WHAT IS TRAUMA?
Trauma happens to all of us, our friends and our families. No one is exempt to experiencing some trauma - to what degree trauma has affected you varies from mild to severe.
Examples of experiences that may cause trauma in the mind & body are: Sexual abuse, growing up in a family where there was alcoholism, violence, verbal abuse emotional abuse, attachment bonding disorders, generational trauma, external events, medical procedures, unnecessary intrusive birthing procedures, and so on.
Trauma is the response to a deeply distressing or disturbing event that overwhelms an individual’s ability to cope, causes feelings of helplessness, diminishes their sense of self and their ability to feel the full range of emotions and experiences.

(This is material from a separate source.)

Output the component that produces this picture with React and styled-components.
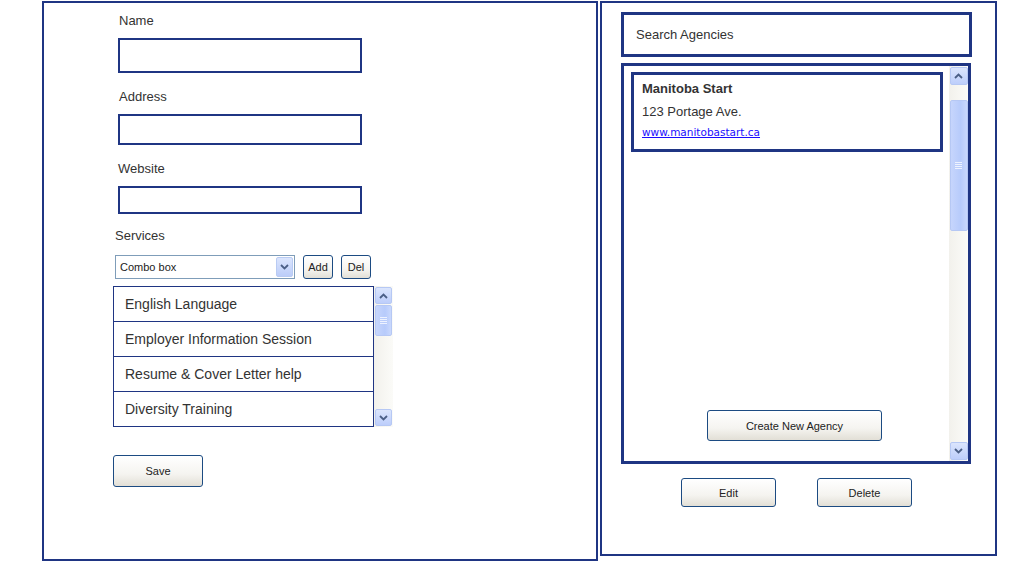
import React from "react";
import styled, { createGlobalStyle } from "styled-components";

const GlobalStyle = createGlobalStyle`
  body {
    margin: 0;
    background: #fff;
    font-family: "Liberation Sans", Arial, sans-serif;
    color: #333;
  }
  * { box-sizing: border-box; }
`;

const navy = "#1f3583";

const Page = styled.div`
  display: flex;
  align-items: flex-start;
  gap: 2px;
  padding: 1px 0 0 42px;
  width: 1036px;
  height: 563px;
`;

const Panel = styled.div`
  width: ${(p) => p.$w}px;
  height: ${(p) => p.$h}px;
  border: 2px solid ${navy};
  display: flex;
  flex-direction: column;
  align-items: flex-start;
  padding: ${(p) => p.$pad};
`;

const Label = styled.div`
  font-size: 13px;
  line-height: 16px;
  color: #333;
  margin-top: ${(p) => p.$top || 0}px;
  margin-left: ${(p) => p.$indent || 0}px;
`;

const TextBox = styled.div`
  width: 244px;
  height: ${(p) => p.$h}px;
  border: 2px solid ${navy};
  margin-top: ${(p) => p.$top}px;
  margin-left: 5px;
  background: #fff;
`;

const ComboRow = styled.div`
  display: flex;
  gap: 8px;
  margin-top: 11px;
  margin-left: 2px;
`;

const Combo = styled.div`
  width: 180px;
  height: 24px;
  border: 1px solid #7f9db9;
  display: flex;
  align-items: center;
  justify-content: space-between;
  padding: 0 1px 0 4px;
  font-size: 11px;
  color: #222;
`;

const DropBtn = styled.div`
  width: 17px;
  height: 20px;
  border: 1px solid #b9cbf3;
  border-radius: 2px;
  background: linear-gradient(#dbe5fd, #bccdf9);
  display: flex;
  align-items: center;
  justify-content: center;
`;

const Button = styled.div`
  width: ${(p) => p.$w}px;
  height: ${(p) => p.$h}px;
  border: 1px solid #1c4b82;
  border-radius: 3px;
  background: linear-gradient(#ffffff 0%, #f5f4f0 60%, #e2dfd6 100%);
  display: flex;
  align-items: center;
  justify-content: center;
  font-size: 11px;
  color: #222;
  margin-top: ${(p) => p.$top || 0}px;
  margin-left: ${(p) => p.$left || 0}px;
  margin-bottom: ${(p) => p.$bottom || 0}px;
  flex-shrink: 0;
`;

const ListWrap = styled.div`
  display: flex;
  margin-top: 7px;
`;

const ServiceList = styled.div`
  width: 261px;
  border: 1px solid ${navy};
  display: flex;
  flex-direction: column;
`;

const ServiceRow = styled.div`
  height: 35px;
  display: flex;
  align-items: center;
  padding-left: 11px;
  font-size: 14px;
  color: #333;
  border-bottom: 1px solid ${navy};
  &:last-child {
    height: 34px;
    border-bottom: none;
  }
`;

const Track = styled.div`
  width: ${(p) => p.$w}px;
  height: ${(p) => p.$h}px;
  background: linear-gradient(90deg, #f2f1ec, #fbfbf8);
  display: flex;
  flex-direction: column;
  align-items: center;
  padding: 1px 0;
  flex-shrink: 0;
`;

const ScrollBtn = styled.div`
  width: ${(p) => p.$w}px;
  height: ${(p) => p.$w}px;
  border: 1px solid #b6c8f4;
  border-radius: 2px;
  background: linear-gradient(#dbe5fd, #bdcefb);
  display: flex;
  align-items: center;
  justify-content: center;
  flex-shrink: 0;
`;

const Thumb = styled.div`
  width: ${(p) => p.$w}px;
  height: ${(p) => p.$h}px;
  margin-top: ${(p) => p.$top}px;
  border: 1px solid #b6c8f4;
  border-radius: 2px;
  background: linear-gradient(90deg, #c6d5fc, #b7cbfb 60%, #c9d8fd);
  display: flex;
  align-items: center;
  justify-content: center;
`;

const Grip = styled.div`
  width: 7px;
  height: 7px;
  background: repeating-linear-gradient(#eef3ff 0 1px, transparent 1px 2px);
`;

const Spacer = styled.div`
  flex: 1;
`;

const SearchBox = styled.div`
  width: 351px;
  height: 45px;
  border: 3px solid ${navy};
  display: flex;
  align-items: center;
  padding-left: 12px;
  font-size: 13px;
  color: #333;
`;

const AgencyBox = styled.div`
  width: 350px;
  height: 401px;
  margin-top: 6px;
  border: 3px solid ${navy};
  display: flex;
`;

const AgencyContent = styled.div`
  flex: 1;
  display: flex;
  flex-direction: column;
  align-items: flex-start;
  padding: 6px 0 0 7px;
`;

const Card = styled.div`
  width: 312px;
  height: 80px;
  border: 3px solid ${navy};
  padding: 6px 0 0 8px;
`;

const CardTitle = styled.div`
  font-size: 13px;
  line-height: 16px;
  font-weight: bold;
  color: #333;
`;

const CardLine = styled.div`
  font-size: 13px;
  line-height: 16px;
  margin-top: 7px;
  color: #333;
`;

const CardLink = styled.a`
  display: inline-block;
  margin-top: 5px;
  font-family: "Comic Sans MS", "DejaVu Sans", sans-serif;
  font-size: 10.5px;
  line-height: 14px;
  color: #1a0dff;
  text-decoration: underline;
`;

const ButtonRow = styled.div`
  display: flex;
  gap: 41px;
  margin-top: 14px;
  margin-left: 60px;
`;

const Chevron = ({ up }) => (
  <svg width="9" height="6" viewBox="0 0 9 6">
    <path
      d={up ? "M1 5 L4.5 1.5 L8 5" : "M1 1 L4.5 4.5 L8 1"}
      fill="none"
      stroke="#4b5f86"
      strokeWidth="1.8"
    />
  </svg>
);

const ScrollBar = ({ w, h, btn, thumbTop, thumbH }) => (
  <Track $w={w} $h={h}>
    <ScrollBtn $w={btn}>
      <Chevron up />
    </ScrollBtn>
    <Thumb $w={btn} $h={thumbH} $top={thumbTop}>
      <Grip />
    </Thumb>
    <Spacer />
    <ScrollBtn $w={btn}>
      <Chevron />
    </ScrollBtn>
  </Track>
);

const services = [
  "English Language",
  "Employer Information Session",
  "Resume & Cover Letter help",
  "Diversity Training",
];

export default function App() {
  return (
    <>
      <GlobalStyle />
      <Page>
        <Panel $w={556} $h={560} $pad="10px 0 0 69px">
          <Label $indent={6}>Name</Label>
          <TextBox $h={35} $top={9} />
          <Label $indent={6} $top={16}>Address</Label>
          <TextBox $h={31} $top={9} />
          <Label $indent={5} $top={16}>Website</Label>
          <TextBox $h={28} $top={9} />
          <Label $indent={2} $top={14}>Services</Label>
          <ComboRow>
            <Combo>
              Combo box
              <DropBtn>
                <Chevron />
              </DropBtn>
            </Combo>
            <Button $w={30} $h={24}>Add</Button>
            <Button $w={30} $h={24}>Del</Button>
          </ComboRow>
          <ListWrap>
            <ServiceList>
              {services.map((s) => (
                <ServiceRow key={s}>{s}</ServiceRow>
              ))}
            </ServiceList>
            <ScrollBar w={19} h={141} btn={17} thumbTop={1} thumbH={31} />
          </ListWrap>
          <Button $w={90} $h={32} $top={28}>Save</Button>
        </Panel>

        <Panel $w={397} $h={555} $pad="9px 0 0 19px">
          <SearchBox>Search Agencies</SearchBox>
          <AgencyBox>
            <AgencyContent>
              <Card>
                <CardTitle>Manitoba Start</CardTitle>
                <CardLine>123 Portage Ave.</CardLine>
                <CardLink href="#">www.manitobastart.ca</CardLink>
              </Card>
              <Spacer />
              <Button $w={175} $h={31} $left={76} $bottom={20}>
                Create New Agency
              </Button>
            </AgencyContent>
            <ScrollBar w={19} h={395} btn={18} thumbTop={15} thumbH={131} />
          </AgencyBox>
          <ButtonRow>
            <Button $w={95} $h={29}>Edit</Button>
            <Button $w={95} $h={29}>Delete</Button>
          </ButtonRow>
        </Panel>
      </Page>
    </>
  );
}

The best predictor of something becoming traumatic seems to be a situation in which you can no longer imagine a way out, when fighting and fleeing is no longer an option and you feel overpowered and helpless. This often happens in childhood when you are literally powerless and vulnerable, but also as an adult in accidents and overwhelming experiences, or too much happening too fast for your physiology to bounce back from.
Trauma is not about the experience that happens to us; it is what our mind does with it. It has a profound and potentially long-lasting effect on the mind-body connection, and many people who have been traumatised report unregulated body experiences like intense pain, uncontrollable emotions and physical sensations and often chronic dis-ease.